→ REQUIREMENT
From the entries below, print exactly the span beginning with the line holding "Rebuild this screenshot" and ending with the line holding "import clsx from", endpoints included, and skip any pictures.

→ DATA RECORDS

===============

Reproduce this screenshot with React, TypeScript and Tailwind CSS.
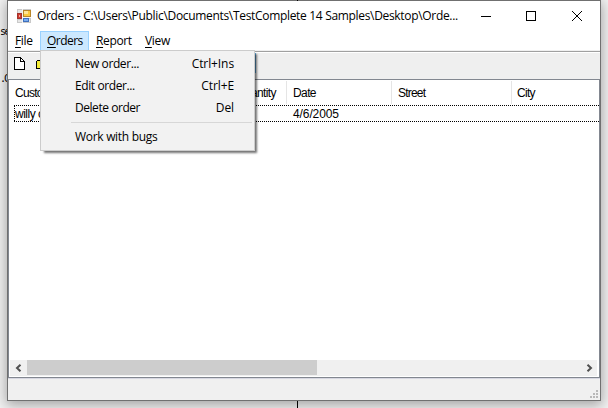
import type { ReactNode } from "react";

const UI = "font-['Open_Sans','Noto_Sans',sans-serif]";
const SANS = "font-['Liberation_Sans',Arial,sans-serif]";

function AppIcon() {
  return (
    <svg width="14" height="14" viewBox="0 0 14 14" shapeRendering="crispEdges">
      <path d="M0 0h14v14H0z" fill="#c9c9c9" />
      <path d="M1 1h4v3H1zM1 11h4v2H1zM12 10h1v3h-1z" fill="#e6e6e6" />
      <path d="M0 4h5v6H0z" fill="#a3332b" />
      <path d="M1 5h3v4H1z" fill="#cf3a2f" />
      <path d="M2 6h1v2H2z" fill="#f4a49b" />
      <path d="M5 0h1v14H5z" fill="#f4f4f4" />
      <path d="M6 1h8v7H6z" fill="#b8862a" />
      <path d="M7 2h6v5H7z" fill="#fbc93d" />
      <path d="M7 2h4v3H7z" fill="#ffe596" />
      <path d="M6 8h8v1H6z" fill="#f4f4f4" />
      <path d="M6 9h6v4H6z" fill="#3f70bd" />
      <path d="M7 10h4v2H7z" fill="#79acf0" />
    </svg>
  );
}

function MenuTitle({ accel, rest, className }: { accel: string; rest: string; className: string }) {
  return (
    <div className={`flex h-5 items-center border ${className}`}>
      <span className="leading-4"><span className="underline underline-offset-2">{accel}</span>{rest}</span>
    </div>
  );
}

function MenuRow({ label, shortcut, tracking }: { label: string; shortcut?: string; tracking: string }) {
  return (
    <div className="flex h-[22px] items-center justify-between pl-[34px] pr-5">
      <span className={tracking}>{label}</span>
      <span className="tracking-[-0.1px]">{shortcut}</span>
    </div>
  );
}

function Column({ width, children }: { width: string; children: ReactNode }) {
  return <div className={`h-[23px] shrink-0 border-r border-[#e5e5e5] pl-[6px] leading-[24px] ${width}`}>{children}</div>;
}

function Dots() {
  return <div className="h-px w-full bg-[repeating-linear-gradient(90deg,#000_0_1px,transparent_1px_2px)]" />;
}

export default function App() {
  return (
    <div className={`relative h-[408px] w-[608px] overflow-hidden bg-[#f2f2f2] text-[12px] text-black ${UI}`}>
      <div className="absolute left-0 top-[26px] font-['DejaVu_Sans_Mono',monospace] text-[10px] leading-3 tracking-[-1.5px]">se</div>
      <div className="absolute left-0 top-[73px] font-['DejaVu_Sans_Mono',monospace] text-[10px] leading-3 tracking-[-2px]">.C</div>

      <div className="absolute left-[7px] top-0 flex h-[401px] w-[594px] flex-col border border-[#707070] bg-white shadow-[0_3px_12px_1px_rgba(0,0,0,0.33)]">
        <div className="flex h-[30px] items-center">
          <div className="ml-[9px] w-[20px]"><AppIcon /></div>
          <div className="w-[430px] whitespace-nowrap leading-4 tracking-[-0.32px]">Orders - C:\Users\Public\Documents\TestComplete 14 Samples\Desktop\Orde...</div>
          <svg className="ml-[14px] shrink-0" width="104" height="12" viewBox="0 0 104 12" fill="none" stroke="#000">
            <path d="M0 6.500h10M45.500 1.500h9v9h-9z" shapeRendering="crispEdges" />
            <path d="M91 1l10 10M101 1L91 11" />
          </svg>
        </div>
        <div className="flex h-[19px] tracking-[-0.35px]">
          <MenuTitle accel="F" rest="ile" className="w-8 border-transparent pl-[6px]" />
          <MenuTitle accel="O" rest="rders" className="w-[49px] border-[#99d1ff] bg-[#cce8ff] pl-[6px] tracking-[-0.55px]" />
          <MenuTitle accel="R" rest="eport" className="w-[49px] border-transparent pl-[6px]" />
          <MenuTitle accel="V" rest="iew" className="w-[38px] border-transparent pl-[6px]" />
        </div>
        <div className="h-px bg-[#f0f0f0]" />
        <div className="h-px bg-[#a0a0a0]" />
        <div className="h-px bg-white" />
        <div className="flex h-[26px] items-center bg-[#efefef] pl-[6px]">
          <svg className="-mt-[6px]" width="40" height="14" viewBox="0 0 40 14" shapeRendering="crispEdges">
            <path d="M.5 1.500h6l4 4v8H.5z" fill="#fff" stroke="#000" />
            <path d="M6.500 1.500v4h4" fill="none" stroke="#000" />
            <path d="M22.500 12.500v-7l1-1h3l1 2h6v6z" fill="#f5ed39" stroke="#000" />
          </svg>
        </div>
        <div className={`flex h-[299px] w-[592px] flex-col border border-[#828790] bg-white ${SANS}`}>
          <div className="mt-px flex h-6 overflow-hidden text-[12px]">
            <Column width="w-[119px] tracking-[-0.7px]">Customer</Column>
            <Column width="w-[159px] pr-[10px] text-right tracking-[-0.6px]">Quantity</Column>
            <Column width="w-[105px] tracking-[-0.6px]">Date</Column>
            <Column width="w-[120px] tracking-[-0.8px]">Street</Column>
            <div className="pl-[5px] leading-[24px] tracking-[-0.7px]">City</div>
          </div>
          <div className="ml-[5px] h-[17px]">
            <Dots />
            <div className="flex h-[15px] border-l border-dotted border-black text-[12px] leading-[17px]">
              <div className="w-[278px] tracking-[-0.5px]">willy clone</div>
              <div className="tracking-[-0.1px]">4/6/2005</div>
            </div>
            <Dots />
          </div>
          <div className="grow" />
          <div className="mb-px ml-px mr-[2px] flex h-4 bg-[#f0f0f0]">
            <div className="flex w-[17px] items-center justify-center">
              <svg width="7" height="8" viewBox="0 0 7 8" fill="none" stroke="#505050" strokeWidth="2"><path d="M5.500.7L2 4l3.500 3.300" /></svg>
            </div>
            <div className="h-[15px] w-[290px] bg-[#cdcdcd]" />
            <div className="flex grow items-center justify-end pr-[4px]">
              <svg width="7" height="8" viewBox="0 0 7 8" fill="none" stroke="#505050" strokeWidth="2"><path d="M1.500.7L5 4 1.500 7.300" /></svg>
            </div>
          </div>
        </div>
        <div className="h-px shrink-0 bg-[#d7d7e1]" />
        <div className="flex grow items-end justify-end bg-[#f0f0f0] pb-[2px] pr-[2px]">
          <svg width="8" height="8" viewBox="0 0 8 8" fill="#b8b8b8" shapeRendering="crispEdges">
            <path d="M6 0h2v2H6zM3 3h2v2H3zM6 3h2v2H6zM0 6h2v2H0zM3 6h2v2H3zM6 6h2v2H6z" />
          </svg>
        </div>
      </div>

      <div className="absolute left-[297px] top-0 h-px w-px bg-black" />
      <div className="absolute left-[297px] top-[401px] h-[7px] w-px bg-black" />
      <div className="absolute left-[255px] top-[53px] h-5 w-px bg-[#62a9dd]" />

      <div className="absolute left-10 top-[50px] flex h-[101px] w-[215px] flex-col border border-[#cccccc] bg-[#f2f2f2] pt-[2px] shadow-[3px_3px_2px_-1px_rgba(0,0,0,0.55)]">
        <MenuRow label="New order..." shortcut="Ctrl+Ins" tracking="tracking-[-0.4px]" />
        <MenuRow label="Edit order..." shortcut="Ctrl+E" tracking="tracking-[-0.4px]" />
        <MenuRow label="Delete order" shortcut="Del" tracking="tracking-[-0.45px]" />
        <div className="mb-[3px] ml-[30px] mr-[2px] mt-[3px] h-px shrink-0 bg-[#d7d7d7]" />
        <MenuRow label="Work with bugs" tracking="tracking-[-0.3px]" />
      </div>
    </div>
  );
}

===============

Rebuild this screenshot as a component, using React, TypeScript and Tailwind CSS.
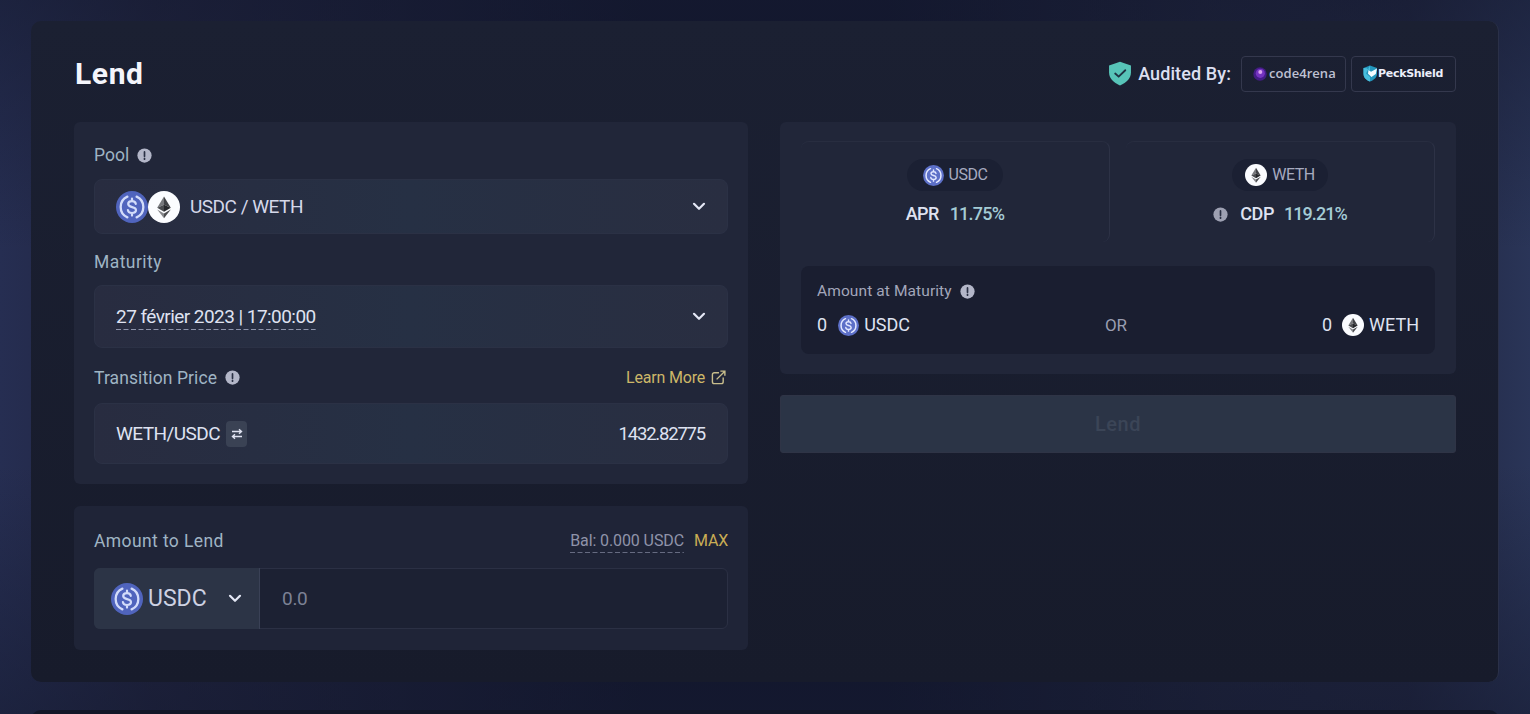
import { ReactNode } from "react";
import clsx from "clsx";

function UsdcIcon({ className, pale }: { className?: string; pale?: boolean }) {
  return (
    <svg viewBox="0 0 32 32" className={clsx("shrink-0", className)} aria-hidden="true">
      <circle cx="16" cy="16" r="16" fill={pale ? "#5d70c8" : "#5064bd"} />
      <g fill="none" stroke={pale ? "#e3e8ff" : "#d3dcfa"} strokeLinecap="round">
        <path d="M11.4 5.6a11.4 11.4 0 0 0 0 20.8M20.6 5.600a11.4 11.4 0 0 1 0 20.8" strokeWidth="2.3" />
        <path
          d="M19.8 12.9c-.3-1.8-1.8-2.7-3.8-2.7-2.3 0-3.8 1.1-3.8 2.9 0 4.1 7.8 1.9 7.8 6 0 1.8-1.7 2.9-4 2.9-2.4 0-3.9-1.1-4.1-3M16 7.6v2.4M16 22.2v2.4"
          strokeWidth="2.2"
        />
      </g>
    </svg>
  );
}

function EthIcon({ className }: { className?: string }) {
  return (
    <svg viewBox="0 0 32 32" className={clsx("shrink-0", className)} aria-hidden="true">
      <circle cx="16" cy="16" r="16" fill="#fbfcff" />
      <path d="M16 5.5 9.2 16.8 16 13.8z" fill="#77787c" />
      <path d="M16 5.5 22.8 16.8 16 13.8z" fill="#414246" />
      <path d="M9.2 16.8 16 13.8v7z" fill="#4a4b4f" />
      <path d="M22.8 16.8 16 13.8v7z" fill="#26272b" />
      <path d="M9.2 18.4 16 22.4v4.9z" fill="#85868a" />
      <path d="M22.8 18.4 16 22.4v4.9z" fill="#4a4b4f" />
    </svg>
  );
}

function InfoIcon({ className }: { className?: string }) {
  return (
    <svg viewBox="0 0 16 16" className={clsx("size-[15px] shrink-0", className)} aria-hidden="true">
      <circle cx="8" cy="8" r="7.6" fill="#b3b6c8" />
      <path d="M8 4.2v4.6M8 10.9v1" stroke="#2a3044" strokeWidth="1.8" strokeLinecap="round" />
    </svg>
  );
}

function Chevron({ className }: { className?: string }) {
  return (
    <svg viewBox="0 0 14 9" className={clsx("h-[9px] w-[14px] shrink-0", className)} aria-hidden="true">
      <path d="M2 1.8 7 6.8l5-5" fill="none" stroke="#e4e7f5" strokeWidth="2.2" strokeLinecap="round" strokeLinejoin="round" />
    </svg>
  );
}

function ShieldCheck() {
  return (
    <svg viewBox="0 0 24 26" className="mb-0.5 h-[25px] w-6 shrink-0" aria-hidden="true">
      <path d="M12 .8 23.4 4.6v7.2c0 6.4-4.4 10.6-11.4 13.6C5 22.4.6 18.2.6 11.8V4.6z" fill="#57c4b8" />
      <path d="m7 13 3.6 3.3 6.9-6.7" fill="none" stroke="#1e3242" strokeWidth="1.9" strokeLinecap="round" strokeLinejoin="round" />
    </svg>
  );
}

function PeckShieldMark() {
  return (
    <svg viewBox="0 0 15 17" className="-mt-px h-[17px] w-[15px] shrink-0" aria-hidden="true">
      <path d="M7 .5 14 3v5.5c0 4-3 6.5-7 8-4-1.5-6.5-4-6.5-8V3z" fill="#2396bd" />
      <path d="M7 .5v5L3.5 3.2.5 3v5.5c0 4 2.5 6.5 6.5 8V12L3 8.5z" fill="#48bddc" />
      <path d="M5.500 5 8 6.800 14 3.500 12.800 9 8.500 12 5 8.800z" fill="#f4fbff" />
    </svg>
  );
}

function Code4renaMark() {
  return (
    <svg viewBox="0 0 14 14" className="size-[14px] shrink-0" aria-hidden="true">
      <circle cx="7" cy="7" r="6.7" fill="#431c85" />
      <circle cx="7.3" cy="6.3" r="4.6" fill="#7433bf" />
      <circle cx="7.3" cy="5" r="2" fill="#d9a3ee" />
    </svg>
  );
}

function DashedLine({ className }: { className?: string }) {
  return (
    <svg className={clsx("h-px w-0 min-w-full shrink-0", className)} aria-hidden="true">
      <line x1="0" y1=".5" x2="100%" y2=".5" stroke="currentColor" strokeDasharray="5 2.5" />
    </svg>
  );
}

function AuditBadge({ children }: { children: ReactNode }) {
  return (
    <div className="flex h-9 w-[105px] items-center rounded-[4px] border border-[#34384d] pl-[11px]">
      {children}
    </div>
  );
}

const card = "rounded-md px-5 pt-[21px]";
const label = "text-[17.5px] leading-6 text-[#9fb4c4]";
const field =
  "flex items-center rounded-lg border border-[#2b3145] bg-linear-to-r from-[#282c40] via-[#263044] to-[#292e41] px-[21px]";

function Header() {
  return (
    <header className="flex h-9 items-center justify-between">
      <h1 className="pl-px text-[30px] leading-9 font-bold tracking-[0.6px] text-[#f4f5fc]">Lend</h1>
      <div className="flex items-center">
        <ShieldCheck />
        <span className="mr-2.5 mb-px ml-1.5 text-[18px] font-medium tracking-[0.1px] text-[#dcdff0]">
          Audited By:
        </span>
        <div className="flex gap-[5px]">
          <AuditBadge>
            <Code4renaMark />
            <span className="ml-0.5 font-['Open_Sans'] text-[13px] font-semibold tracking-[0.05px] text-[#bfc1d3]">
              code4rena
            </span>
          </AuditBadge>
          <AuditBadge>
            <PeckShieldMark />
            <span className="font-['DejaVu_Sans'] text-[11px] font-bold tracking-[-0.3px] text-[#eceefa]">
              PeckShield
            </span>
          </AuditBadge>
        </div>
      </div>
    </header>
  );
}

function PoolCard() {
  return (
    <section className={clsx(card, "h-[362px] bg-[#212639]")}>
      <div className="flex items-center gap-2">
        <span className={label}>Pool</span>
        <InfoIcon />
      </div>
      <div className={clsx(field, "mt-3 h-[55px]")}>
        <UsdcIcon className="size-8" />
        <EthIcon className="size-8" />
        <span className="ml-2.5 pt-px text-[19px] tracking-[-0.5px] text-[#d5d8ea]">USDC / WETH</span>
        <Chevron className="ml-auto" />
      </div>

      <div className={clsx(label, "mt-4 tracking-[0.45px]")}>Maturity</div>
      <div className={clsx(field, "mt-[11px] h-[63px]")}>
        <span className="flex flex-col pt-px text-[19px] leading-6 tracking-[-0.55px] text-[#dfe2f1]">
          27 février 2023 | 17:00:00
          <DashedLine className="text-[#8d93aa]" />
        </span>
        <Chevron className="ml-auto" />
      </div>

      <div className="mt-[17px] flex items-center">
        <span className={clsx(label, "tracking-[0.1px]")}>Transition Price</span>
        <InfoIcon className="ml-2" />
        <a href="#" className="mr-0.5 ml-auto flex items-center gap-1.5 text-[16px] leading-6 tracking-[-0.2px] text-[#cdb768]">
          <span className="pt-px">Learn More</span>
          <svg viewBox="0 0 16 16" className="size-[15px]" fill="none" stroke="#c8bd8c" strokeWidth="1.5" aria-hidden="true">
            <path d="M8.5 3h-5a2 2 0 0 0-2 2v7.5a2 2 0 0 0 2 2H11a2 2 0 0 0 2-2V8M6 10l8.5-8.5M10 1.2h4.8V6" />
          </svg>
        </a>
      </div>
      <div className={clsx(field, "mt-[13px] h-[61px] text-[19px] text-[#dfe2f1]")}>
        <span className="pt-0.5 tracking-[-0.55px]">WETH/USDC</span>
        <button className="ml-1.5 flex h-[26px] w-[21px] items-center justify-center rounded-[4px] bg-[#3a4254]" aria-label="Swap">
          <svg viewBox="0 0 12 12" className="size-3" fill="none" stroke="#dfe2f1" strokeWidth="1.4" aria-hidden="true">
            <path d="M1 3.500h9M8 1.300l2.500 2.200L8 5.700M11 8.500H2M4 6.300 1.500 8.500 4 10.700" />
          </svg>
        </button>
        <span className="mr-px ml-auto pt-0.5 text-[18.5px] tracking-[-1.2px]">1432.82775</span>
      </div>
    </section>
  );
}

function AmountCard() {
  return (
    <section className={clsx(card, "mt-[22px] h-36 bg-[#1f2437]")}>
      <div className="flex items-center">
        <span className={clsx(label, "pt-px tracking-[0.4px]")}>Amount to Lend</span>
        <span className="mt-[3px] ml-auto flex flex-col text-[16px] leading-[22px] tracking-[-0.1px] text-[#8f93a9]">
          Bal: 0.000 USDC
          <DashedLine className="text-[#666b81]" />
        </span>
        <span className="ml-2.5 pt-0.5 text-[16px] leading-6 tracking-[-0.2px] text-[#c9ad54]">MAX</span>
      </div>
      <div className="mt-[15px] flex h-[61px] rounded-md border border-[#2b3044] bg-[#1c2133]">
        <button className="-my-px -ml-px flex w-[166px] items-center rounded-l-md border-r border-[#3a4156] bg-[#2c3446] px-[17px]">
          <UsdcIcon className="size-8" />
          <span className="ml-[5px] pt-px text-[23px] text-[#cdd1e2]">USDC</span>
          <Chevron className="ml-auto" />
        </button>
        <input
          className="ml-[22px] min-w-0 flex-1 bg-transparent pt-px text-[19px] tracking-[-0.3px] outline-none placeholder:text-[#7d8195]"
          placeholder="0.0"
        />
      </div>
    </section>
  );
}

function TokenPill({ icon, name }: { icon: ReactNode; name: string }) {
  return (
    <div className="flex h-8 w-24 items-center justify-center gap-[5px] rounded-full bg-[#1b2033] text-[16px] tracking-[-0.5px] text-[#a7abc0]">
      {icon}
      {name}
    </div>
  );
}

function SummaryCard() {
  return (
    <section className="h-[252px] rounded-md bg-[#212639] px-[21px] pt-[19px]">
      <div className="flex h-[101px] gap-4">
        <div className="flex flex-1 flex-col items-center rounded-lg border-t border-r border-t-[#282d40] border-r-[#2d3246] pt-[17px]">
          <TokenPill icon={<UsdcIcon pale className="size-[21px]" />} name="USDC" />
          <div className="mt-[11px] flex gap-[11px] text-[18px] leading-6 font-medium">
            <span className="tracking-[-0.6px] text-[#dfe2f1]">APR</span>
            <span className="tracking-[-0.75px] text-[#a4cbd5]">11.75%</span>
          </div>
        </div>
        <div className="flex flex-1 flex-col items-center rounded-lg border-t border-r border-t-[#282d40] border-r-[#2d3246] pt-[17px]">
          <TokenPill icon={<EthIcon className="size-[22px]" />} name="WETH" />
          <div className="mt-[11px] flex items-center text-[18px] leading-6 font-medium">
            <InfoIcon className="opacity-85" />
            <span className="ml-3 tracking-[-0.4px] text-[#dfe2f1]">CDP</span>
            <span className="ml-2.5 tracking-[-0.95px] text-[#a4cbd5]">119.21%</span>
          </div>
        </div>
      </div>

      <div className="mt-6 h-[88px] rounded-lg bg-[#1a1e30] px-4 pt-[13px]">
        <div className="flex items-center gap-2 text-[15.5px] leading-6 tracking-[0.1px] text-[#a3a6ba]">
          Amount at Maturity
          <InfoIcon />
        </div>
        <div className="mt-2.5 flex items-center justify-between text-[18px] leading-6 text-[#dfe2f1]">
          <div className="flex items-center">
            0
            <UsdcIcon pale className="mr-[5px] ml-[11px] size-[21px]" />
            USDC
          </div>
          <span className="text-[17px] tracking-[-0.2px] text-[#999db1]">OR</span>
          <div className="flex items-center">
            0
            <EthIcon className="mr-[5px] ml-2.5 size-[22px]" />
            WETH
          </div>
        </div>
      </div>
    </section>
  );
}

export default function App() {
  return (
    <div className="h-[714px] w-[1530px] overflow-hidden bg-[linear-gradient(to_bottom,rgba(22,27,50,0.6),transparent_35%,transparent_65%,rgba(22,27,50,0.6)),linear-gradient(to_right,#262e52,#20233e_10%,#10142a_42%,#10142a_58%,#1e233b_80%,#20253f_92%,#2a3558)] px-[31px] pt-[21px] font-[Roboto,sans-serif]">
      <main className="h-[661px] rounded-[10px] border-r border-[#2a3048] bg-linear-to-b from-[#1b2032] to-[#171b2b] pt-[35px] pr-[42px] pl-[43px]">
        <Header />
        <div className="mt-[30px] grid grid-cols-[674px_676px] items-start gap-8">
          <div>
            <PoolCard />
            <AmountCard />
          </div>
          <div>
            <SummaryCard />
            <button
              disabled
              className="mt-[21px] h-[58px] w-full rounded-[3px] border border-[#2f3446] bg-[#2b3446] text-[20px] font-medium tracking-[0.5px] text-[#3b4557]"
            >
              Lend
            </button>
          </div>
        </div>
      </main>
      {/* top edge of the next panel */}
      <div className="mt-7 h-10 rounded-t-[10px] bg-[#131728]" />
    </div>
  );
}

===============

→ SOLUTION
Rebuild this screenshot as a component, using React, TypeScript and Tailwind CSS.
import { ReactNode } from "react";
import clsx from "clsx";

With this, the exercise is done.